==== Source data

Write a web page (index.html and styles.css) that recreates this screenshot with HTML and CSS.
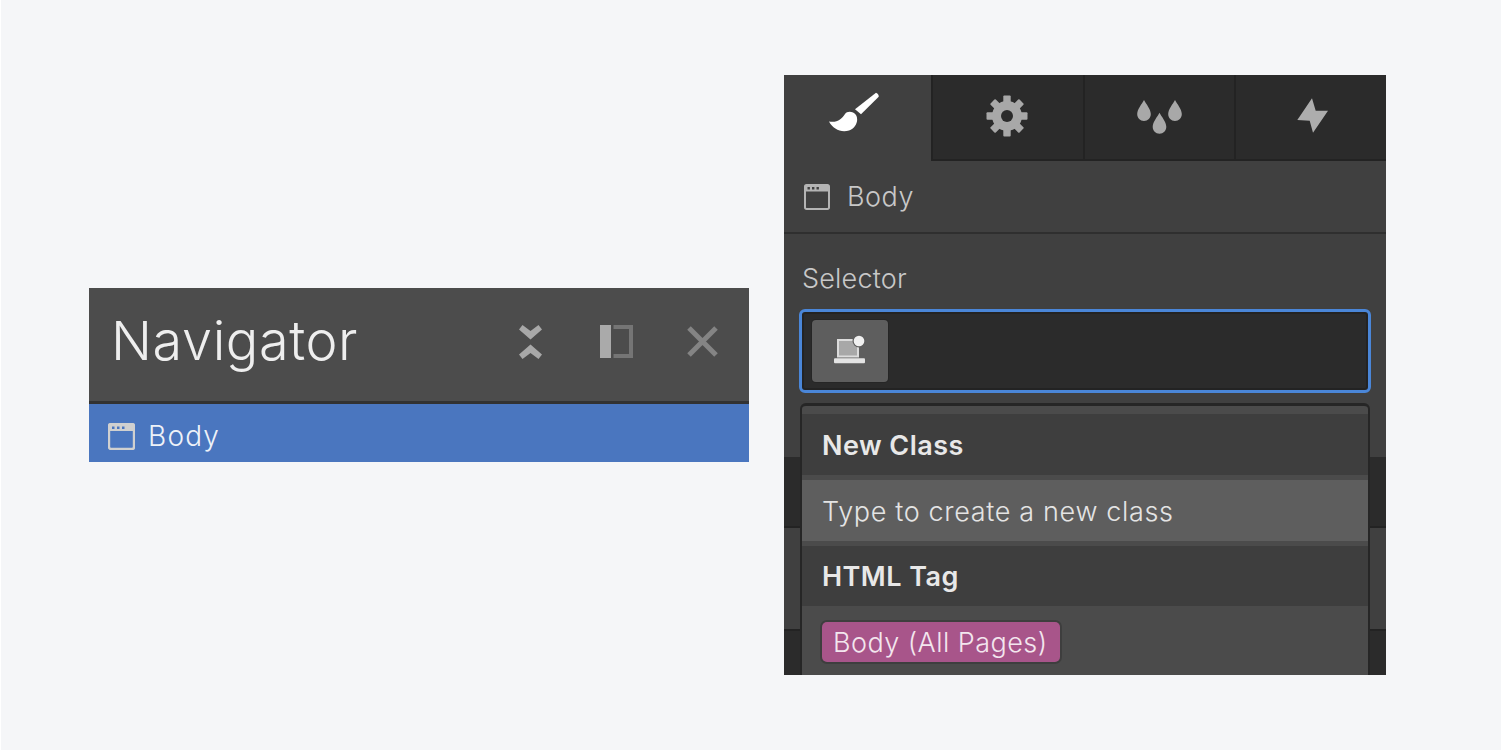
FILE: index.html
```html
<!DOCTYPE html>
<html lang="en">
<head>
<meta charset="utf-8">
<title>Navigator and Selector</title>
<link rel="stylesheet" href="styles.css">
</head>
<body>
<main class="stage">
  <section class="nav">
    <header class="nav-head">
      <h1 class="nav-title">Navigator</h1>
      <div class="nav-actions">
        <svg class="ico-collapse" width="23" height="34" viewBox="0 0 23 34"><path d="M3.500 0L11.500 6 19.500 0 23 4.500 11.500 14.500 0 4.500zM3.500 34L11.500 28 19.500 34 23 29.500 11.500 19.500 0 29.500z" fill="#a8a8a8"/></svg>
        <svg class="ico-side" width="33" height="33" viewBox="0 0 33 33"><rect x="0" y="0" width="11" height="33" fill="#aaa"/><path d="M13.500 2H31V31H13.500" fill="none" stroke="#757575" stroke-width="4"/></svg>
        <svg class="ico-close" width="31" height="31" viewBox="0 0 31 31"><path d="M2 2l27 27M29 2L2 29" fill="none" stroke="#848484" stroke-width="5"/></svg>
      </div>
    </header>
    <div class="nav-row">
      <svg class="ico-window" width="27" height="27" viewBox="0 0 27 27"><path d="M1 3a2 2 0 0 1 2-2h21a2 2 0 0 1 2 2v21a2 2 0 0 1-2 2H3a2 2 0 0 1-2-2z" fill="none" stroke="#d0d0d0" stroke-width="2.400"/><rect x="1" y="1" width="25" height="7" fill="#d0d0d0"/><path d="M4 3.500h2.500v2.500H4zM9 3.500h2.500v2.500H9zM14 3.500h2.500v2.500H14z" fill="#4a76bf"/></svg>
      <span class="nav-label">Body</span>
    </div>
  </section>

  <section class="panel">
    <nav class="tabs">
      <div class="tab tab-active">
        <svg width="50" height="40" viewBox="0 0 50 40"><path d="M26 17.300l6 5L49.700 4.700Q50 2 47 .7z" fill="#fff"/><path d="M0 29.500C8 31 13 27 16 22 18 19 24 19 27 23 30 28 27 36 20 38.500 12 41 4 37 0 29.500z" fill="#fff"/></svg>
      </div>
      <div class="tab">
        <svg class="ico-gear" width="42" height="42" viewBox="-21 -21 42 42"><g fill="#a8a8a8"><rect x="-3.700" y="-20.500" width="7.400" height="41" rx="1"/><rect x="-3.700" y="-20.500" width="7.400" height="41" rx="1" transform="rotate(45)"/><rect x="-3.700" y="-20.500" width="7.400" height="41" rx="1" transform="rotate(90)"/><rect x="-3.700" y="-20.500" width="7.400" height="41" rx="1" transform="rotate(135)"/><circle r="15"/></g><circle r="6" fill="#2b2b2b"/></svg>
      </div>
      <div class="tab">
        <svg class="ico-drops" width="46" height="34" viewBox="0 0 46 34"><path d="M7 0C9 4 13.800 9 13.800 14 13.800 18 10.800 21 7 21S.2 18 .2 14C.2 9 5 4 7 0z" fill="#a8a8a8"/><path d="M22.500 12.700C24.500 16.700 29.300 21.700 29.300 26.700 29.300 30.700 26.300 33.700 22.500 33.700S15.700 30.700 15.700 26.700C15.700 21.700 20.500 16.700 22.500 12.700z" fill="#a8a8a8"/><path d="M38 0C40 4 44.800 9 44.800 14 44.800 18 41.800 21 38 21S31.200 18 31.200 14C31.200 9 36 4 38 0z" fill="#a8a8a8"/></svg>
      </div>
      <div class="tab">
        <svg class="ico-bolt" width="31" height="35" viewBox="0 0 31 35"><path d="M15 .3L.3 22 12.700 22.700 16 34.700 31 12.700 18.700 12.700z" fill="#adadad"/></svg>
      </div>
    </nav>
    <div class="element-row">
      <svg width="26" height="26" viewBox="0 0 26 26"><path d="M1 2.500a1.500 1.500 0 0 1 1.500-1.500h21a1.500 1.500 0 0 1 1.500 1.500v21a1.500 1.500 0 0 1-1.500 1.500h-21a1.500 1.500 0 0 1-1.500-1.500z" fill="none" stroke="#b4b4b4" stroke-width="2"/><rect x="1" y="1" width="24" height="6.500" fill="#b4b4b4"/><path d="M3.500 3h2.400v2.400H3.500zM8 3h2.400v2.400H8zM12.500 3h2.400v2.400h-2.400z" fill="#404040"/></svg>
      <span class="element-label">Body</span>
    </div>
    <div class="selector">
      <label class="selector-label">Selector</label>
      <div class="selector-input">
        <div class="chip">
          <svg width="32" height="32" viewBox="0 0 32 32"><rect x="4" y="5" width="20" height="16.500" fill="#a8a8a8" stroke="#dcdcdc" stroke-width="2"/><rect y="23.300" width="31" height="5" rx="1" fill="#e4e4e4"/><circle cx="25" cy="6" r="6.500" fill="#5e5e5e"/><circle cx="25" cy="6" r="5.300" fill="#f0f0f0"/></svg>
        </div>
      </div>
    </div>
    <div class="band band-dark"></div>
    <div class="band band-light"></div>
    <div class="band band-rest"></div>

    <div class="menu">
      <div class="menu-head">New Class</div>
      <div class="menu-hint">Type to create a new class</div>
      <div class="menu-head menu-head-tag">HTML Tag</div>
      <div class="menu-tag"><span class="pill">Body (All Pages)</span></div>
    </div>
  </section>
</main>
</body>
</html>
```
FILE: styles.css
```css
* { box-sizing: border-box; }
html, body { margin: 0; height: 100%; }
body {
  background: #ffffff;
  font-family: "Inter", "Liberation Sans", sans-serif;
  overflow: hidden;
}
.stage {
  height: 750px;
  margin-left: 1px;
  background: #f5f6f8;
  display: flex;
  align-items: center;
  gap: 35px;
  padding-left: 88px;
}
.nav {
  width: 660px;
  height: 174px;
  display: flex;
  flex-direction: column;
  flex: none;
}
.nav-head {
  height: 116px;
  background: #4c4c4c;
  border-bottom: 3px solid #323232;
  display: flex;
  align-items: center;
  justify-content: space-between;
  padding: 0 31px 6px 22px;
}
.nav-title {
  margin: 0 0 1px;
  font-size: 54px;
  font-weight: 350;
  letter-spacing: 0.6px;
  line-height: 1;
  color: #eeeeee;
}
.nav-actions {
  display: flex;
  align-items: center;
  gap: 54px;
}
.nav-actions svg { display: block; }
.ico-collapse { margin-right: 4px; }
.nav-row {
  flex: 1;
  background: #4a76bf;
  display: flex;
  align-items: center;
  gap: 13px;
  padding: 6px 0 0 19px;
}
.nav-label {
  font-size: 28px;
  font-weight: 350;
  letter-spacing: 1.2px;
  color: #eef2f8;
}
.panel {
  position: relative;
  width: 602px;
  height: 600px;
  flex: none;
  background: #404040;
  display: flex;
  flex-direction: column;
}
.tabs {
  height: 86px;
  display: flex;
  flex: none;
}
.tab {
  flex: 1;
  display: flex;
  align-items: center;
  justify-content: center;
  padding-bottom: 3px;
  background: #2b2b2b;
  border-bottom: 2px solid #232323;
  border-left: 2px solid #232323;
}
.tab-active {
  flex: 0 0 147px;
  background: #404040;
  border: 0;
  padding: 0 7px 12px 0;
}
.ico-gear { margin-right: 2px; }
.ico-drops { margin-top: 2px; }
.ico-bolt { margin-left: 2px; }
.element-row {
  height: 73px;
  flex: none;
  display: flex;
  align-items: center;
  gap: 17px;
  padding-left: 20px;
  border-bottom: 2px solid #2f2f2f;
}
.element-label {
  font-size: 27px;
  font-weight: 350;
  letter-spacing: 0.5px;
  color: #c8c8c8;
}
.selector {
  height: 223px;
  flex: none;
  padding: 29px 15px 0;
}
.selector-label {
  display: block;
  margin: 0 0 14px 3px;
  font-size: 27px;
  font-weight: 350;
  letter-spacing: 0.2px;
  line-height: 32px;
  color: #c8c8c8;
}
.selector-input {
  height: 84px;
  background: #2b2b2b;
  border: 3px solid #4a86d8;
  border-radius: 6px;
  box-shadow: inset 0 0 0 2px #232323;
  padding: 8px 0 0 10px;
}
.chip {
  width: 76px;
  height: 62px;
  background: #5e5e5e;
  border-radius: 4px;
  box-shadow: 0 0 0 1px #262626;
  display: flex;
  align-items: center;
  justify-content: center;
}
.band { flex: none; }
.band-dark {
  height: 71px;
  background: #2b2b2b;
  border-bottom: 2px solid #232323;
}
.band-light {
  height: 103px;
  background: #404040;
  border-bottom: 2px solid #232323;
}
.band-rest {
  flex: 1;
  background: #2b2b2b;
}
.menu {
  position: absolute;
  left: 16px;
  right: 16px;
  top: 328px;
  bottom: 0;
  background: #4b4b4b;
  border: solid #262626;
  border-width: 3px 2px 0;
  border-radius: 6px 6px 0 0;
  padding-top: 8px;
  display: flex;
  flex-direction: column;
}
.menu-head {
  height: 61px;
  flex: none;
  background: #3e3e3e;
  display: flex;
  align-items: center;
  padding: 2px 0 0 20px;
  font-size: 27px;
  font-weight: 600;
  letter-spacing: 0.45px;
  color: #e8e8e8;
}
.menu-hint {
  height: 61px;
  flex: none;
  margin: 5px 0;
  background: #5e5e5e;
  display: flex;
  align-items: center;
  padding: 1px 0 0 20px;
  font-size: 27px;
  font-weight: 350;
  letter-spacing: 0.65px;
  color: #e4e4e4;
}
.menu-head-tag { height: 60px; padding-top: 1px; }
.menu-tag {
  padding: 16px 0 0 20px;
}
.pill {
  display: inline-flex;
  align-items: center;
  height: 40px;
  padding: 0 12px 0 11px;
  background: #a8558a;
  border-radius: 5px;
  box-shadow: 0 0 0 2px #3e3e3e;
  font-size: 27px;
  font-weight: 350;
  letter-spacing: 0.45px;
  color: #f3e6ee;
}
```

========

**Set task:** Search the data for "index". Copy every matching line.

**Output of the exercise:**
Write a web page (index.html and styles.css) that recreates this screenshot with HTML and CSS.
FILE: index.html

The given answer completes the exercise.